I heard that you guys are working on a major update to your crawl engine that will enable deeper crawls that will uncover more external links. SEOmoz consistently omits recent high value links that Majestic SEO uncovers within a couple of days at most. Any news on any forthcoming crawl engine updates of this nature?
Hey! We are constantly trying to improve our crawlers to make our Mozscape index (which powers Open Site Explorer) crawl deeper and fresher pages. That work is in progress right now, however, the crawler that David works on is a different crawler that specifically only crawls for our PRO campaigns. But we do hope to have lots of exciting changes this year!
Thanks,
Carin
That would be great. One of the SEOmoz reps I had spoken to a couple of months back had mentioned that a new engine capable of deeper crawls for links was in development so I hope that comes to fruition sooner than later. Thanks
Hello there! Good job indeed.
I have just one question: have you already incorporated these changes into your crawler?
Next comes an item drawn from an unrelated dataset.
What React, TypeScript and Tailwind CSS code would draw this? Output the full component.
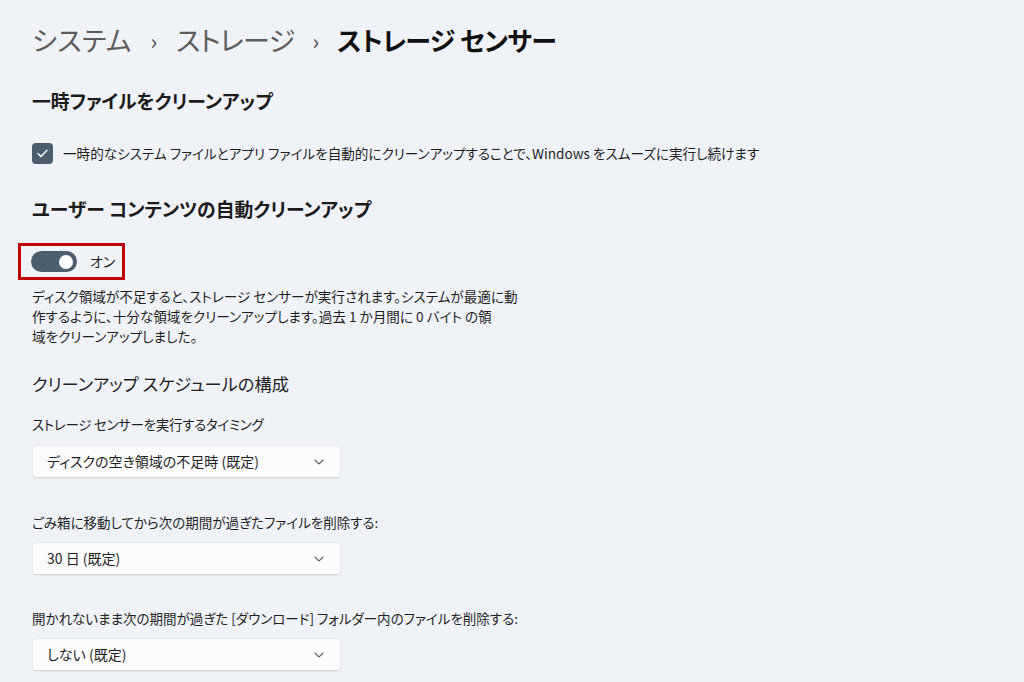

I am just wondering since yesterday I saw data of your last crawl, for one of the websites I am currently monitoring, and I could see a substantial decrease of duplicates pages detected compared to the previous week.
Yes, the changes have already been incorporated, and that could well explain the decrease in reported duplicates you are seeing.
In my experience, Simhash is a pretty crappy similiarity measure. I would suggest thinking of it in terms of Simhash being a sort of a first-pass filter that can help you reduce the amount of data you need to process, due to the false positives. You'll eventually almost certainly ultimately need to use other, more computational-intensive similarity measures on the smaller set of data, if you expose this for people to use IMO, relying only on simhash will cause them to simply bang their collective heads against the wall.
Good luck with this direction you're taking, as Google and Bing have pretty much hired (or co-opted with funding) all the Ph.D's in this very critical area of near-duplicate detection!